* What to produce: Quote every line below exactly as it reads.

>> begin Data block

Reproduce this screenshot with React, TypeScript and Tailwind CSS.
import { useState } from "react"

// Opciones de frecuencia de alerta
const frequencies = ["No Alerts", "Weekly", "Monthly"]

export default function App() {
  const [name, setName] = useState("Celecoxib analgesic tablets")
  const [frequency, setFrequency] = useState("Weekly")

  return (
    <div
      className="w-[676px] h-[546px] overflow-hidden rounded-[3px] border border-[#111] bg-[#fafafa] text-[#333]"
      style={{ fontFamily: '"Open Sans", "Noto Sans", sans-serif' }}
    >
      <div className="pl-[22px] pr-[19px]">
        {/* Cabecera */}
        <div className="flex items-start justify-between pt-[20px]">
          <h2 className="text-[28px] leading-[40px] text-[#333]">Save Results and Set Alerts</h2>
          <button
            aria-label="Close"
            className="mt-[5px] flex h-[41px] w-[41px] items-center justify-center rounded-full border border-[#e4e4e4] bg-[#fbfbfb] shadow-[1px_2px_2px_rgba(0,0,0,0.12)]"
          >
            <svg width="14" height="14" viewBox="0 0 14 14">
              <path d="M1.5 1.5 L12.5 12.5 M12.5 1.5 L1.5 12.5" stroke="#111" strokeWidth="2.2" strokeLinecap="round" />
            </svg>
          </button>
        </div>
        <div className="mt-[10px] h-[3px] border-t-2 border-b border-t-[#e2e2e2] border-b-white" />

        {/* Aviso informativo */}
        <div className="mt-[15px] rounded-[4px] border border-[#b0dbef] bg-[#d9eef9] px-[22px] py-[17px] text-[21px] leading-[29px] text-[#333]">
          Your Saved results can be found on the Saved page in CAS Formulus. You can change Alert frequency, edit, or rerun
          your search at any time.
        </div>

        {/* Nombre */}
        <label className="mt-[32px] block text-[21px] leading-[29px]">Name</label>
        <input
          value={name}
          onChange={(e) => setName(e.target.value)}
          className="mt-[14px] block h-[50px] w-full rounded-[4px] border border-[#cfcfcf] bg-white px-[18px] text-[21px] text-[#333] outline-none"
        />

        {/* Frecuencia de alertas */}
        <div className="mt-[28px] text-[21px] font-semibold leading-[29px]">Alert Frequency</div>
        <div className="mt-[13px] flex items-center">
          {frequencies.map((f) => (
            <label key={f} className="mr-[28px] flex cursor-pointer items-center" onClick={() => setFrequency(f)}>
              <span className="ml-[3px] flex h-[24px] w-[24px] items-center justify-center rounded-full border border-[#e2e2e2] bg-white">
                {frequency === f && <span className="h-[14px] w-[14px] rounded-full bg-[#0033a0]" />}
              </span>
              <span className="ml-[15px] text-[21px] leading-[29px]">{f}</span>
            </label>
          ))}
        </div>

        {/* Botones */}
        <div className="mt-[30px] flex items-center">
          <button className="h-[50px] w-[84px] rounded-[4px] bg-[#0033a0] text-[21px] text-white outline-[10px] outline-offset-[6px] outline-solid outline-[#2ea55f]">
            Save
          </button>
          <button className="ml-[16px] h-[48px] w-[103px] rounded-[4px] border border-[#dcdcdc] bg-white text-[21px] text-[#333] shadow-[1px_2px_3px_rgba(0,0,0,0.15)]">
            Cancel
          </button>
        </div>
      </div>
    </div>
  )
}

>> end Data block

* Answer to the task:
Reproduce this screenshot with React, TypeScript and Tailwind CSS.
import { useState } from "react"

// Opciones de frecuencia de alerta
const frequencies = ["No Alerts", "Weekly", "Monthly"]

export default function App() {
  const [name, setName] = useState("Celecoxib analgesic tablets")
  const [frequency, setFrequency] = useState("Weekly")

  return (
    <div
      className="w-[676px] h-[546px] overflow-hidden rounded-[3px] border border-[#111] bg-[#fafafa] text-[#333]"
      style={{ fontFamily: '"Open Sans", "Noto Sans", sans-serif' }}
    >
      <div className="pl-[22px] pr-[19px]">
        {/* Cabecera */}
        <div className="flex items-start justify-between pt-[20px]">
          <h2 className="text-[28px] leading-[40px] text-[#333]">Save Results and Set Alerts</h2>
          <button
            aria-label="Close"
            className="mt-[5px] flex h-[41px] w-[41px] items-center justify-center rounded-full border border-[#e4e4e4] bg-[#fbfbfb] shadow-[1px_2px_2px_rgba(0,0,0,0.12)]"
          >
            <svg width="14" height="14" viewBox="0 0 14 14">
              <path d="M1.5 1.5 L12.5 12.5 M12.5 1.5 L1.5 12.5" stroke="#111" strokeWidth="2.2" strokeLinecap="round" />
            </svg>
          </button>
        </div>
        <div className="mt-[10px] h-[3px] border-t-2 border-b border-t-[#e2e2e2] border-b-white" />

        {/* Aviso informativo */}
        <div className="mt-[15px] rounded-[4px] border border-[#b0dbef] bg-[#d9eef9] px-[22px] py-[17px] text-[21px] leading-[29px] text-[#333]">
          Your Saved results can be found on the Saved page in CAS Formulus. You can change Alert frequency, edit, or rerun
          your search at any time.
        </div>

        {/* Nombre */}
        <label className="mt-[32px] block text-[21px] leading-[29px]">Name</label>
        <input
          value={name}
          onChange={(e) => setName(e.target.value)}
          className="mt-[14px] block h-[50px] w-full rounded-[4px] border border-[#cfcfcf] bg-white px-[18px] text-[21px] text-[#333] outline-none"
        />

        {/* Frecuencia de alertas */}
        <div className="mt-[28px] text-[21px] font-semibold leading-[29px]">Alert Frequency</div>
        <div className="mt-[13px] flex items-center">
          {frequencies.map((f) => (
            <label key={f} className="mr-[28px] flex cursor-pointer items-center" onClick={() => setFrequency(f)}>
              <span className="ml-[3px] flex h-[24px] w-[24px] items-center justify-center rounded-full border border-[#e2e2e2] bg-white">
                {frequency === f && <span className="h-[14px] w-[14px] rounded-full bg-[#0033a0]" />}
              </span>
              <span className="ml-[15px] text-[21px] leading-[29px]">{f}</span>
            </label>
          ))}
        </div>

        {/* Botones */}
        <div className="mt-[30px] flex items-center">
          <button className="h-[50px] w-[84px] rounded-[4px] bg-[#0033a0] text-[21px] text-white outline-[10px] outline-offset-[6px] outline-solid outline-[#2ea55f]">
            Save
          </button>
          <button className="ml-[16px] h-[48px] w-[103px] rounded-[4px] border border-[#dcdcdc] bg-white text-[21px] text-[#333] shadow-[1px_2px_3px_rgba(0,0,0,0.15)]">
            Cancel
          </button>
        </div>
      </div>
    </div>
  )
}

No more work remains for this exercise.